Wall Street has celebrated his strategy, lifting the stock over 160 percent in Nadella’s four years at the helm. Microsoft has finally returned to growth but more importantly, it’s positioned in markets with momentum.
The GitHub deal is just the latest example of Microsoft’s embrace of open-source software, which is necessary if the company is going to get developers innovating on its platforms. Nadella has forged partnerships with longtime rivals of Microsoft with the view that customers want to use what they want to use, so you might as well make it easy for them.

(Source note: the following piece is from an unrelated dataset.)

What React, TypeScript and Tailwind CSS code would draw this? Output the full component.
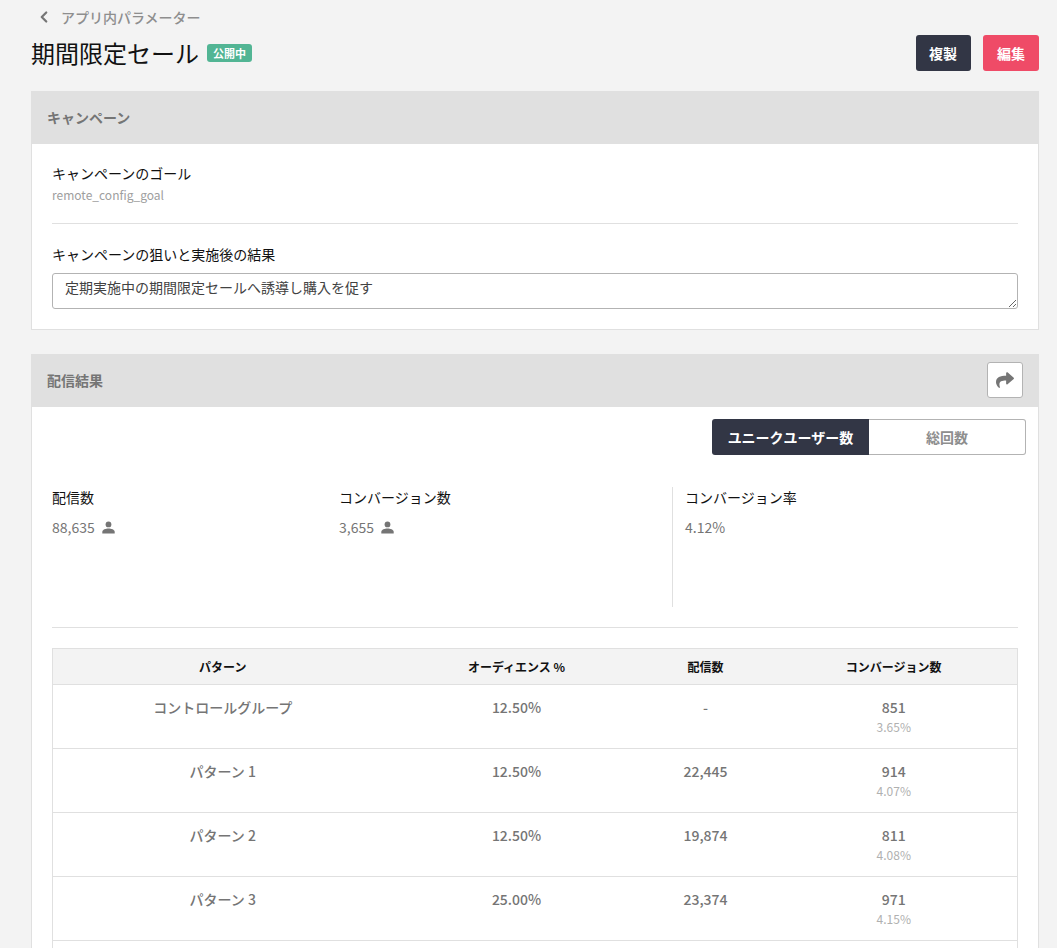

Nadella hasn’t only made his mark in the enterprise. After LinkedIn and GitHub, Nadella’s next biggest deal was for Mojang, the maker of Minecraft, which Microsoft snapped up for $2.5 billion in late 2014
“If there is a secular market segment that is going to grow, we’ll always be attracted to that,” Nadella told CNBC’s “Squawk Alley” on Monday.
“We need to have a real position that we can contribute something unique to that market. In this case, being a developer-first company from the very start gives us confidence that we can bring real value to the developer community.”
Developers were always important to Microsoft, but during Ballmer’s later years they were working on other platforms, whether that meant Android and iOS on mobile devices or Salesforce and Amazon Web Services in the cloud. Microsoft’s purchase of Nokia’s handset business was an example of chasing revenue from old technology, and it ultimately led to a $7.6 billion writedown.
Ballmer got mixed results out of the acquisition of Skype, which remains a popular service in a very competitive market. AQuantive, however, was a $6 billion bust in the online advertising market, and the $1.2 billion spent on enterprise chat service Yammer never really paid off in a market that Slack now occupies.
Nadella still has to prove that Microsoft can take a small business in GitHub and turn it into a revenue-generating asset big enough to justify $7.5 billion. But he has already cleared a high hurdle in getting developers back into the ecosystem.
Sequoia, one of GitHub’s venture backers, applauded Microsoft for its stated commitment to keep the site independently operated, at least for now.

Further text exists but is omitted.